The Taoiseach says he will not be deterred from doing his job. Great. Well, it seems to me that part of his job should be to put an end to this ability of people to get up on a social media platform and threaten to kill or spew hatred and vitriol on all and sundry without, it would seem, any recourse to the law for those the subject of threat or victims of hate crimes.
I admit to minor reservations about our new Taoiseach. He is a great man to talk but increasingly the more he says the less relevant his contributions are. Of course, he won’t be deterred from doing his job but I would like to hear, and so would many more ordinary citizens like myself, what is he going to do about bringing the online media owners to task. What is he going to do to make these media outlets subject to sanction when they publish content that is glaringly defamatory in many cases and, more sinister when it involves incitement to violence and gives licence to thugs to operate without fear of the consequences?

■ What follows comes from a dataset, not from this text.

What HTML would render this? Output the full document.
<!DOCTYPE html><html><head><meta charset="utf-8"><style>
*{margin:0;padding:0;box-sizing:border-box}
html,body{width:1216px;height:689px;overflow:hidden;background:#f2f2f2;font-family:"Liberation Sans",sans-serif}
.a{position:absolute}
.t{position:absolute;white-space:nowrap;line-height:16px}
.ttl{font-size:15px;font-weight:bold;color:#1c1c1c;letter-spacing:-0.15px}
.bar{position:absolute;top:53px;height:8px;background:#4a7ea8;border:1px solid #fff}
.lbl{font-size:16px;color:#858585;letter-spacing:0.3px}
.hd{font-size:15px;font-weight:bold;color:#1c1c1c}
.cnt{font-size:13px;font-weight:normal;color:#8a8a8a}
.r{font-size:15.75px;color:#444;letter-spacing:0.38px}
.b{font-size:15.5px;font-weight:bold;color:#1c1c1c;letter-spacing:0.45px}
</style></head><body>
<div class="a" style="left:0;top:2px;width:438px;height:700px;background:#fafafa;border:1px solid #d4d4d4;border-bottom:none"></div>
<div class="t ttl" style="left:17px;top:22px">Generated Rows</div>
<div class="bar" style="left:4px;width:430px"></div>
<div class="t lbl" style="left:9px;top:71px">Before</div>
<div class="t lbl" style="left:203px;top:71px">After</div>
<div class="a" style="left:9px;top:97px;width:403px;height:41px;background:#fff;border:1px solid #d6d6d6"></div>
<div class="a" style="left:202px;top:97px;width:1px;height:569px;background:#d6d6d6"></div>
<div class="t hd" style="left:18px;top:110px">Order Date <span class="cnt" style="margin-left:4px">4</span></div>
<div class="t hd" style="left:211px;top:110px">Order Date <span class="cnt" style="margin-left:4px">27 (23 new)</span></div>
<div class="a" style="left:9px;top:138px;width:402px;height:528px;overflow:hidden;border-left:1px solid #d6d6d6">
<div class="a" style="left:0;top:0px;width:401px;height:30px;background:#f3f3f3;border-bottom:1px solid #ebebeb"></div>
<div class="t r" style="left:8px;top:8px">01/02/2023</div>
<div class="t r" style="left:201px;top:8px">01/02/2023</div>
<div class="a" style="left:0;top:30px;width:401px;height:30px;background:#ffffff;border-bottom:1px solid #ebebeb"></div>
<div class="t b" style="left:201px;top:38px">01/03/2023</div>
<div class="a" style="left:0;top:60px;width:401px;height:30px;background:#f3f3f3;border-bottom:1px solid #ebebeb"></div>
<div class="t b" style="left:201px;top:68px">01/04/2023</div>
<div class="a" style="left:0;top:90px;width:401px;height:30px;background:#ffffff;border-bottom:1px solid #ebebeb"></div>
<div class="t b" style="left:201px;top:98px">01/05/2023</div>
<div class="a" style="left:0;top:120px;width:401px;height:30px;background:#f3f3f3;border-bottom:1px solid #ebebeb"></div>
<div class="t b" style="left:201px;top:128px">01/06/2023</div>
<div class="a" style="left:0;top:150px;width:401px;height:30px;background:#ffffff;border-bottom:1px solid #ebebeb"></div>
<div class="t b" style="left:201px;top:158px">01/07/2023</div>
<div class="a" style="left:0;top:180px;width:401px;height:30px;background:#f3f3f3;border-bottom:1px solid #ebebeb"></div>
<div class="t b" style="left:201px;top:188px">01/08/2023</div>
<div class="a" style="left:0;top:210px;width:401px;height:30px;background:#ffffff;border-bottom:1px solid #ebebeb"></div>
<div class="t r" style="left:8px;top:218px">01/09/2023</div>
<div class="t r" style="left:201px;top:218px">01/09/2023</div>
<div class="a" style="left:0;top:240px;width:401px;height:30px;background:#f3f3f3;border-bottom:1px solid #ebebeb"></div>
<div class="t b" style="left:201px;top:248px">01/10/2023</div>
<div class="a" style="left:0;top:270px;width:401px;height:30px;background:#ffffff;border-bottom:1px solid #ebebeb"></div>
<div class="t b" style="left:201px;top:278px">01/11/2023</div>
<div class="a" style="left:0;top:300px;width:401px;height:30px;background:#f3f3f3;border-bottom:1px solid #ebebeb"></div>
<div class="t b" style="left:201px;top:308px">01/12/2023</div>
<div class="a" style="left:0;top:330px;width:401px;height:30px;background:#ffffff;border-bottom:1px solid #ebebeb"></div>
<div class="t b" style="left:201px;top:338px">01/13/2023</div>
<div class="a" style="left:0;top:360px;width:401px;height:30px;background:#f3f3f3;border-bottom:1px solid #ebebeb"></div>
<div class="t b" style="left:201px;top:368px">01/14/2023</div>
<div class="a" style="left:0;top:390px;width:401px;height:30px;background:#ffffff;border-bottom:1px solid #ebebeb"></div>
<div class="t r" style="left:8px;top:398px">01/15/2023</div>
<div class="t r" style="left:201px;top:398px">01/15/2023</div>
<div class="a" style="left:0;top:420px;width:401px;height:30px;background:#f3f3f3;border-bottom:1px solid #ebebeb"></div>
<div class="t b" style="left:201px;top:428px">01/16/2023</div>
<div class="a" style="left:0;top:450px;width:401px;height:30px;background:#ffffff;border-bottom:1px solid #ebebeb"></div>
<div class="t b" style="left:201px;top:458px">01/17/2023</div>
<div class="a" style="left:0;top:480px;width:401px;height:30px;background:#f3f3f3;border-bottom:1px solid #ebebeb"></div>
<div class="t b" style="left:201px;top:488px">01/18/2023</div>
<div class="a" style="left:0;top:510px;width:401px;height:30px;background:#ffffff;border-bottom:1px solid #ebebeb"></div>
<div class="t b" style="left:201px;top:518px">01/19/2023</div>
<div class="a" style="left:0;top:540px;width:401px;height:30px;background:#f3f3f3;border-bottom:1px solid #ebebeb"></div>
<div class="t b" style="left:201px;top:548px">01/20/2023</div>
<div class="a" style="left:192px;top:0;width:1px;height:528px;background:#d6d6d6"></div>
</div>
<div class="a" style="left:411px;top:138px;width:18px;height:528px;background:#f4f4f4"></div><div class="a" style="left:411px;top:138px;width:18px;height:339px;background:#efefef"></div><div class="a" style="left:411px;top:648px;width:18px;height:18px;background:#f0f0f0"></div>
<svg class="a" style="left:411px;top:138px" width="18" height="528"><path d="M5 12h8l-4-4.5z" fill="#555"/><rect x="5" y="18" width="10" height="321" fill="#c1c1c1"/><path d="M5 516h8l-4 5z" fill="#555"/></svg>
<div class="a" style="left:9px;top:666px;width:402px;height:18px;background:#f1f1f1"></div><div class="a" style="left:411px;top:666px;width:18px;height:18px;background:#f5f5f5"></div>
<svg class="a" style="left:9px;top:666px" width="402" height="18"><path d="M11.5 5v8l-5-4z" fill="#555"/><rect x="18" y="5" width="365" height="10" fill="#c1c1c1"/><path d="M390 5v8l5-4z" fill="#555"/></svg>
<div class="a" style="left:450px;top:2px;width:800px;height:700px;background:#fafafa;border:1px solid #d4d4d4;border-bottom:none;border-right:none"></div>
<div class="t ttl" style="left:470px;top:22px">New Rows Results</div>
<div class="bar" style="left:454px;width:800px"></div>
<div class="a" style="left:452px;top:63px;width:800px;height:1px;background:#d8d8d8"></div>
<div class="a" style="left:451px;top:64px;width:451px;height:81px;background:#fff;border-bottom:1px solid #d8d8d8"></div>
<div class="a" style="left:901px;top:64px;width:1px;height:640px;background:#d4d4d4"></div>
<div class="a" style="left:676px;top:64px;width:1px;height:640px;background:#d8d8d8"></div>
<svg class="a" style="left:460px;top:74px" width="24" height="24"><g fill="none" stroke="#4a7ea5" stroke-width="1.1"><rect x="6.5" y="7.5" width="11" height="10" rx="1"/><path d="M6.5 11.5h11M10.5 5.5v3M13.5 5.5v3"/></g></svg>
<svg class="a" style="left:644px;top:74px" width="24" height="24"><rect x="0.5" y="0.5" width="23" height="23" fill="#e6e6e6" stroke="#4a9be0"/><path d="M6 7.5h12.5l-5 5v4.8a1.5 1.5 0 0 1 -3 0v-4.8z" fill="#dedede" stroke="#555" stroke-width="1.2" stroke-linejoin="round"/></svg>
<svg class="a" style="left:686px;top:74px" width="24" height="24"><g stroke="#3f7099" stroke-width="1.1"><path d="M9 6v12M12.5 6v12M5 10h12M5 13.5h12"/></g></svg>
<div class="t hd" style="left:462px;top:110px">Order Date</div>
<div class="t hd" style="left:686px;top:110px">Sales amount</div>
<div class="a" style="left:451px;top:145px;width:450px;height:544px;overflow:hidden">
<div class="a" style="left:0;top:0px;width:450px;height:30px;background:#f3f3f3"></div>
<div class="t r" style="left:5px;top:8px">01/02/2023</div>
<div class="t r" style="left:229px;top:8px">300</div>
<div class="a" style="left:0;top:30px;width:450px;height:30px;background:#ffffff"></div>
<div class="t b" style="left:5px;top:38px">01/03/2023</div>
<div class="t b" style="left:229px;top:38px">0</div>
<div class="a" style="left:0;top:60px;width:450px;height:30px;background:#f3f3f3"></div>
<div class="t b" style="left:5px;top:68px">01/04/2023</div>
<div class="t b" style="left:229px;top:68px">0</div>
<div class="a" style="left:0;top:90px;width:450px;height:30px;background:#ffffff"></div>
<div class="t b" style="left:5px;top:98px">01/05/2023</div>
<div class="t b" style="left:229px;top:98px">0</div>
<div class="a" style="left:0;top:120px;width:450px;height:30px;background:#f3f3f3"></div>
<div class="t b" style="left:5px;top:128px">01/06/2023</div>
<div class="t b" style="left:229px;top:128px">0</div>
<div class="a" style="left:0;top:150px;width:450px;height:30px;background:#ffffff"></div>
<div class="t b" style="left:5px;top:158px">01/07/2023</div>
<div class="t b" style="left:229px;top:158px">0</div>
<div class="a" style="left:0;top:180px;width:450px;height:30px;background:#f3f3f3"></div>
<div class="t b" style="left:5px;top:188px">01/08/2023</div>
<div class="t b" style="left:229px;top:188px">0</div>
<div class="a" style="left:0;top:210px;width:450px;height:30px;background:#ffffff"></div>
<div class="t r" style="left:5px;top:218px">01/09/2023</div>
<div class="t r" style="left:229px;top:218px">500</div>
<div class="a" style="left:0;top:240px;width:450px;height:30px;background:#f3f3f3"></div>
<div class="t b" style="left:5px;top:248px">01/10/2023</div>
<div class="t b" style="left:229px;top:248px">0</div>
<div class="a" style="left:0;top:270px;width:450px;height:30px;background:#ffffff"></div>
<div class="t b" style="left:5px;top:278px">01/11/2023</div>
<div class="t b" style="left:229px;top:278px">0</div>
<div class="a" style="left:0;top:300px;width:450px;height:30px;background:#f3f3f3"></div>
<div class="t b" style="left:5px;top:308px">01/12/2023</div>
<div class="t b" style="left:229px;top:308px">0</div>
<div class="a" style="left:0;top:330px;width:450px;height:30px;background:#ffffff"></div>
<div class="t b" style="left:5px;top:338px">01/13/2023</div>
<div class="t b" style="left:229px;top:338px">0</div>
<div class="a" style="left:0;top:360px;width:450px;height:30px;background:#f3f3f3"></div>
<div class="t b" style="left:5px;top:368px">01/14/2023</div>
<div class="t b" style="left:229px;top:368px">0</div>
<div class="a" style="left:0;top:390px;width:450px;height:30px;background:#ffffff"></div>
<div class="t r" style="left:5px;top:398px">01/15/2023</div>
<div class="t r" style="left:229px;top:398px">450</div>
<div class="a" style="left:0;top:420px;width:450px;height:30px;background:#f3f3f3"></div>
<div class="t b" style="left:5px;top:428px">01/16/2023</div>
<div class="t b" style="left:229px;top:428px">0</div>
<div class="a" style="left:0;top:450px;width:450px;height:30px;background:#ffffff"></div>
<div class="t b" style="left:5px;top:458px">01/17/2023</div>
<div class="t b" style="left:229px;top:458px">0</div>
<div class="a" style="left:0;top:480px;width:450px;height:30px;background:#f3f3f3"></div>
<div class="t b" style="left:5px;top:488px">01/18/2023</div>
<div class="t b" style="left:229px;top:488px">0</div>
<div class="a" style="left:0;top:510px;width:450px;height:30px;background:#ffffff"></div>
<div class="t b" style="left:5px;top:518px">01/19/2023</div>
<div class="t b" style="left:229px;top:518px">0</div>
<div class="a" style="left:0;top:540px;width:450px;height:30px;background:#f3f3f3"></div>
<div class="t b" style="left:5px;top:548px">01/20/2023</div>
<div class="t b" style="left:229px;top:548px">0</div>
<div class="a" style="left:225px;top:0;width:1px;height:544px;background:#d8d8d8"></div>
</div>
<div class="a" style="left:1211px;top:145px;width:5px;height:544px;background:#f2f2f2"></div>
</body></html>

Making the online companies accountable for their content should not be beyond the wit of government. Yet, despite much talk and an apparent willingness to rein in the online companies, nothing has happened.
Well, nothing positive has happened. If anything, the online people have become emboldened by the failure of the government to act and have, more or less, told them to get stuffed.
Don’t count the days…. make the days count.